Economic /(?; 277)/

E·co·nom·ic

Economic

a.
  1. Pertaining to the household; domestic.
  2. Relating to domestic economy, or to the management of household affairs.
    And doth employ her economic art And busy care, her household to preserve.
  3. Managing with frugality; guarding against waste or unnecessary expense; careful and frugal in management and in expenditure; -- said of character or habits.
    Just rich enough, with economic care, To save a pittance.
    — Harte.
  4. Managed with frugality; not marked with waste or extravagance; using the minimum of time or effort or resources required for effectiveness; frugal; -- said of acts; saving; as, an economical use of money or of time; an economic use of home heating oil.

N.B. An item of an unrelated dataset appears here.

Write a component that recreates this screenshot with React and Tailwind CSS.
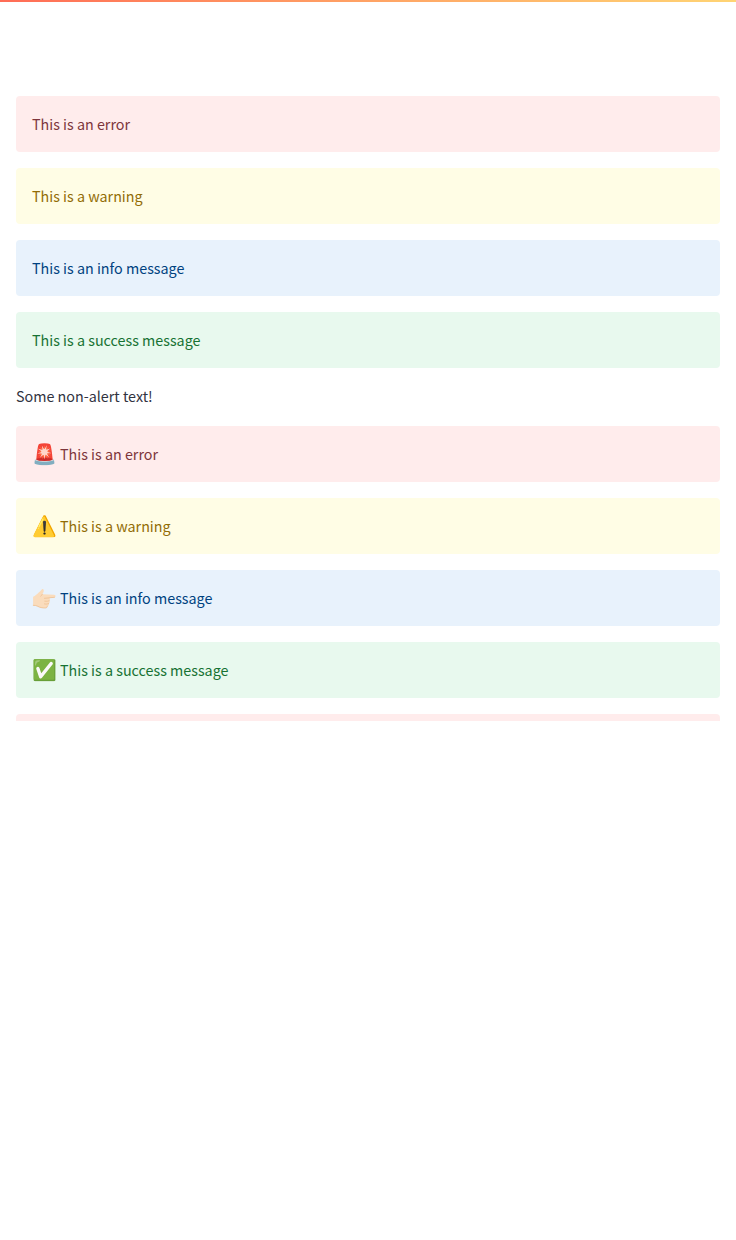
const styles = {
  error: "bg-[#ffecec] text-[#7d353b]",
  warning: "bg-[#fffde5] text-[#926c05]",
  info: "bg-[#e8f2fc] text-[#004280]",
  success: "bg-[#e8f9ee] text-[#177233]",
};
function PointingHand() {
  return (
    <svg viewBox="0 0 24 24" className="block size-6" role="img" aria-label="👉🏻">
      <path
        fill="#fadcbc"
        d="M1.1 10.8c2.3-.9 4-2.6 5.6-4.2C8 5.300 9 4.300 9.800 3.400c.6-.6 1.700-.3 1.900.6.3 1.400-.5 2.900-1.400 4.300l12 .5c1.700.1 1.700 2.500 0 2.600l-5.300.4c1.200.6 1.300 2.200.3 2.900.8.9.6 2.300-.5 2.800.5 1-.1 2.300-1.200 2.600.1 1.200-.8 2-2.100 2-3.100.1-5.800-.5-7.800-1.700-1.400-.8-2.800-.9-4.600-.9z"
      />
      <g fill="none" stroke="#edbf91" strokeWidth=".8" strokeLinecap="round">
        <path d="M12.500 12.300l4.300-.4M12.800 15.200c1.800.2 3.200.1 4.500-.4M12.500 17.900c1.700.3 3 .2 4.200-.3" />
        <path d="M1.300 19.300c1.700 0 3.100.2 4.500 1 2 1.200 4.600 1.700 7.500 1.700 1.200 0 2-.7 2-1.800" />
        <path d="M10.300 8.300c-.5.800-1 1.400-1.500 1.900M22.500 11.300l-5.200.5" />
      </g>
    </svg>
  );
}
function Alert({ kind, icon, children }) {
  return (
    <div className={`flex h-14 shrink-0 items-center gap-1 rounded px-4 ${styles[kind]}`}>
      {typeof icon === "string" ? (
        <span className="w-6 shrink-0 pb-0.5 text-[20px] leading-6">{icon}</span>
      ) : (
        icon
      )}
      <span className="pb-px leading-[25px]">{children}</span>
    </div>
  );
}
export default function App() {
  return (
    <main className="h-[1240px] bg-white text-[14.32px] text-[#31333f] [font-family:'Source_Sans_Pro','Noto_Sans_CJK_SC',sans-serif]">
      <div className="h-0.5 bg-linear-to-r from-[#ff6c56] to-[#ffd474]" />
      <div className="flex h-[719px] flex-col gap-4 overflow-hidden px-4 pt-[94px]">
        <Alert kind="error">This is an error</Alert>
        <Alert kind="warning">This is a warning</Alert>
        <Alert kind="info">This is an info message</Alert>
        <Alert kind="success">This is a success message</Alert>
        <p className="h-[26px] shrink-0 leading-[24px]">Some non-alert text!</p>
        <Alert kind="error" icon="🚨">This is an error</Alert>
        <Alert kind="warning" icon="⚠️">This is a warning</Alert>
        <Alert kind="info" icon={<PointingHand />}>This is an info message</Alert>
        <Alert kind="success" icon="✅">This is a success message</Alert>
        <Alert kind="error" />
      </div>
    </main>
  );
}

  5. of or pertaining to the national or regional economy; relating to political economy; relating to the means of living, or the resources and wealth of a country; relating to the production or consumption of goods and services of a nation or region; as, economic growth; economic purposes; economical truths; an economic downturn.

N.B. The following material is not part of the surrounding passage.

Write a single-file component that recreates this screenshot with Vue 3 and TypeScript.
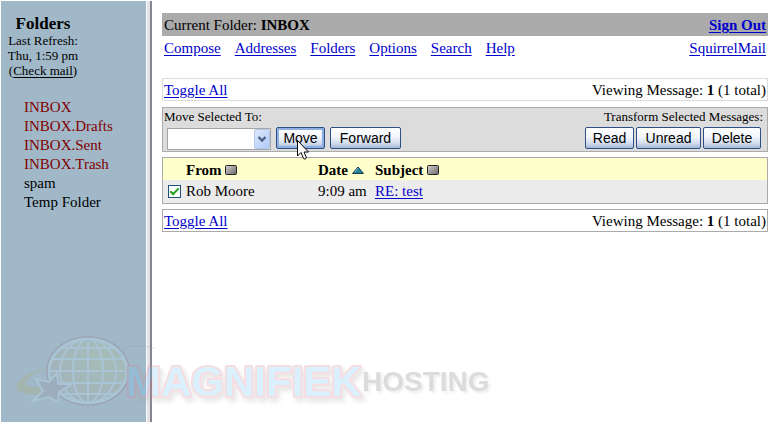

    These matters economical and political.
    — J. C. Shairp.
    There was no economical distress in England to prompt the enterprises of colonization.
    — Palfrey.
    Economic questions, such as money, usury, taxes, lands, and the employment of the people.
    — H. C. Baird.
  6. Regulative; relating to the adaptation of means to an end.
  7. of or pertaining to economics.
  8. profitable. Opposite of uneconomic.
  9. avoiding waste; as, an economical meal. Opposite of wasteful.